OFFICER DANIEL HODGES ducked into the relative safety of a hallway just inside the US Capitol Building to collect himself. Since arriving with his unit at 2:01 p.m. that 6 January 2021, he'd been cursed at and punched by angry rioters trying to gain entry. One had even tried to gouge out his right eye. Still, he didn't rest long. Hodges, 32, of the Metropolitan Police Department in Washington, D.C., took a deep breath, then answered a call for reinforcements.
He made his way down a corridor. Cries and shouts of combat coming from behind the double doors at the end, which led to the lower west terrace tunnel, guided him to where he was needed. On the other side of the doors, smoke and chemical residue fogged the air, but the full gas mask he'd donned moments earlier protected his lungs and his eyes.
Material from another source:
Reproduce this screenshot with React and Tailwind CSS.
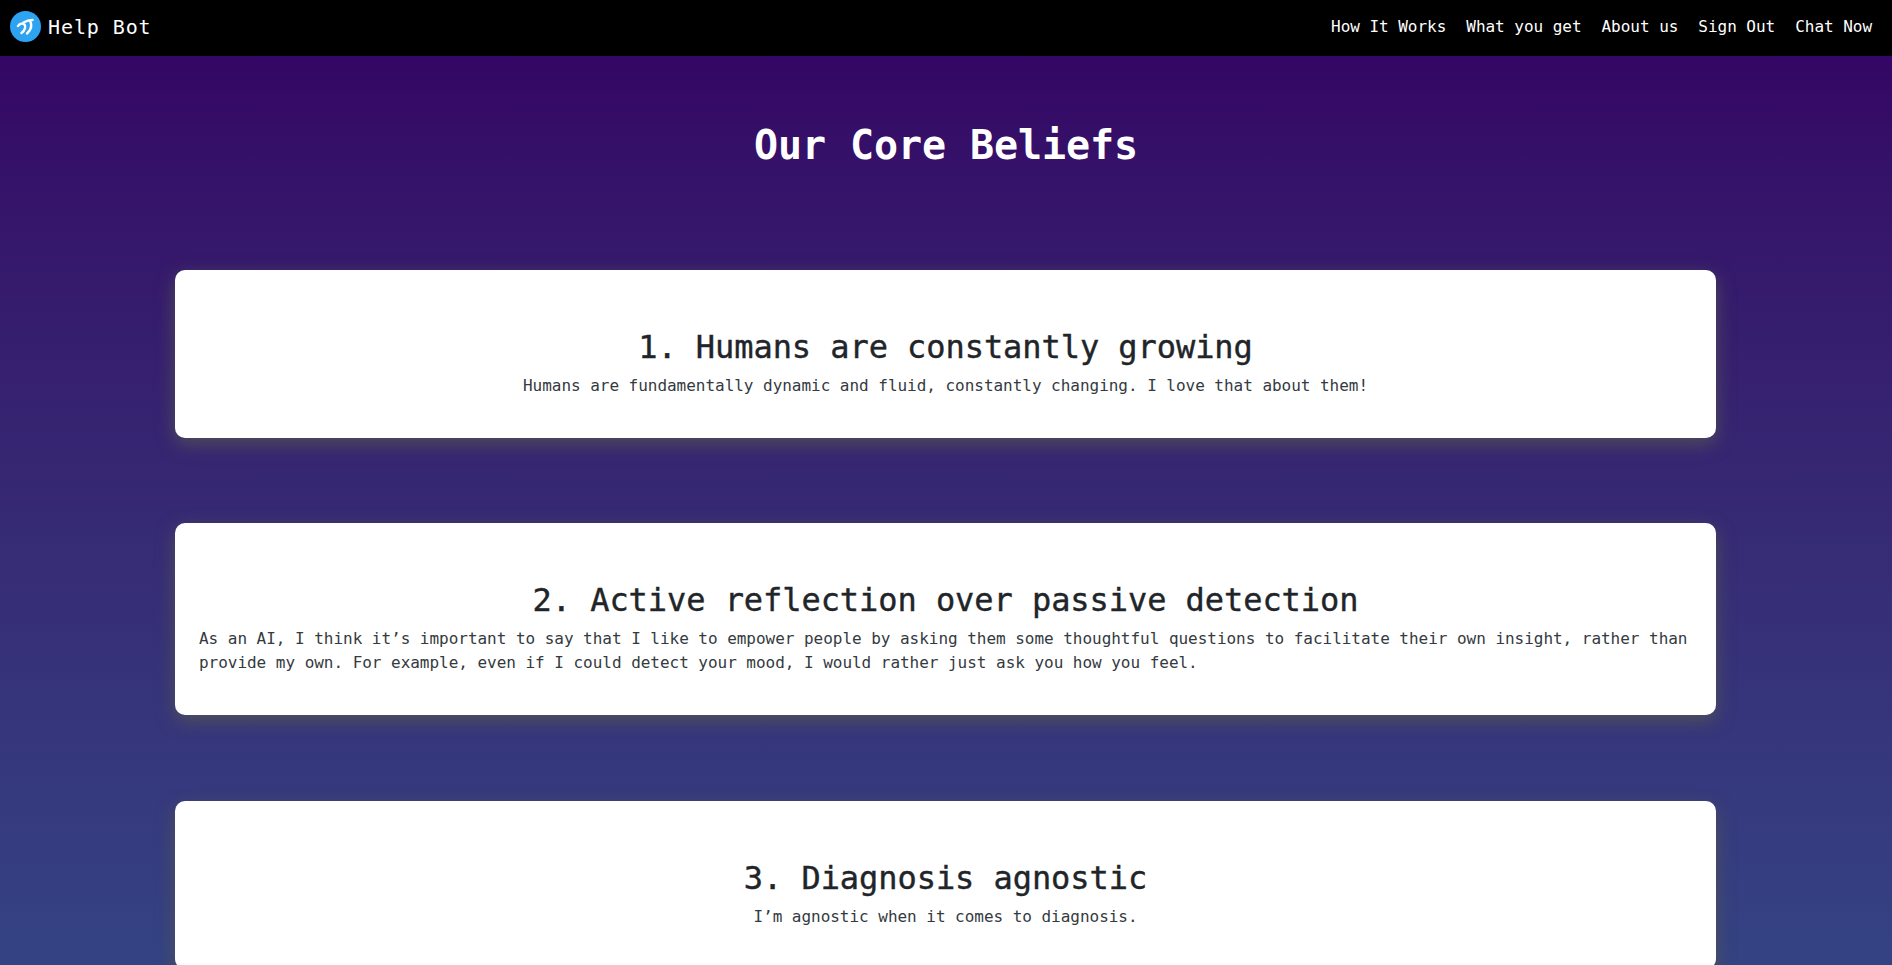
const beliefs = [
  {
    title: '1. Humans are constantly growing',
    text: 'Humans are fundamentally dynamic and fluid, constantly changing. I love that about them!',
  },
  {
    title: '2. Active reflection over passive detection',
    text: 'As an AI, I think it’s important to say that I like to empower people by asking them some thoughtful questions to facilitate their own insight, rather than provide my own. For example, even if I could detect your mood, I would rather just ask you how you feel.',
  },
  {
    title: '3. Diagnosis agnostic',
    text: 'I’m agnostic when it comes to diagnosis.',
  },
];

const links = ['How It Works', 'What you get', 'About us', 'Sign Out', 'Chat Now'];

function Logo() {
  return (
    <svg width="31" height="31" viewBox="0 0 31 31" className="shrink-0">
      <circle cx="15.5" cy="15.5" r="15.5" fill="#2ea3f2" />
      <path
        d="M8 15c1.5-2.5 5-3.5 6.5-1.5s.5 6-3 8.5M13.5 11.5c2.500-1.500 6-2.500 9-2.500M20 9.500c2 4 1.500 9-3 13"
        fill="none"
        stroke="#fff"
        strokeWidth="2.4"
        strokeLinecap="round"
      />
    </svg>
  );
}

export default function App() {
  return (
    <div className="h-screen overflow-hidden font-['DejaVu_Sans_Mono',monospace]">
      <nav className="h-14 bg-black flex items-center justify-between pl-2.5 pr-5 pb-[3px]">
        <div className="flex items-center gap-[7px]">
          <Logo />
          <span className="text-white text-xl tracking-[0.9px]">Help Bot</span>
        </div>
        <div className="flex gap-5">
          {links.map(l => (
            <a key={l} className="text-white text-base tracking-[-0.03px]">{l}</a>
          ))}
        </div>
      </nav>

      <main className="bg-gradient-to-b from-[#340665] to-[#344383] h-[calc(100vh-56px)] pt-[65px] px-[175px]">
        <h1 className="text-white text-[40px] font-bold text-center leading-[48px] tracking-[-0.08px] mb-[101px]">Our Core Beliefs</h1>
        {beliefs.map(b => (
          <section key={b.title} className="bg-white rounded-[10px] shadow-[0_6px_18px_rgba(85,85,85,0.85)] w-[1541px] px-6 pt-[58px] pb-[40px] mb-[85.4px] text-center">
            <h2 className="text-[32px] leading-[38px] text-[#212529] tracking-[-0.06px] mb-2 [-webkit-text-stroke:0.4px_#212529]">{b.title}</h2>
            <p className="w-fit mx-auto text-left text-base leading-6 text-[#343a40] tracking-[-0.03px]">{b.text}</p>
          </section>
        ))}
      </main>
    </div>
  );
}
Fellow officers were at the arched opening to the tunnel, through which president-elect Joe Biden would walk on to the lower west terrace in two weeks' time at his inauguration-provided police could hold the Capitol Building against those determined to thwart the transfer of power. Law-enforcement officers there were trying to defend it and the lawmakers inside.
Officers were stacked about five across and six deep, shields up, somehow holding back the insurgents who had already smashed the glass of the first set of double doors within the tunnel. The immediate goal: Clear the mob from the tunnel and secure those doors, which led into the Capitol.
It wouldn't be easy. The officers were up against thousands of angry rioters. (Some estimates later put the number of rioters at as many as 10,000, while it's thought that, by day's end, roughly 2,000 law enforcement officers answered the call to defend the seat of government.) Though they were attacking the seat of American power, most in the crowd had an abiding love for the nation and the Constitution, even if many had only a vague understanding of what was in that document.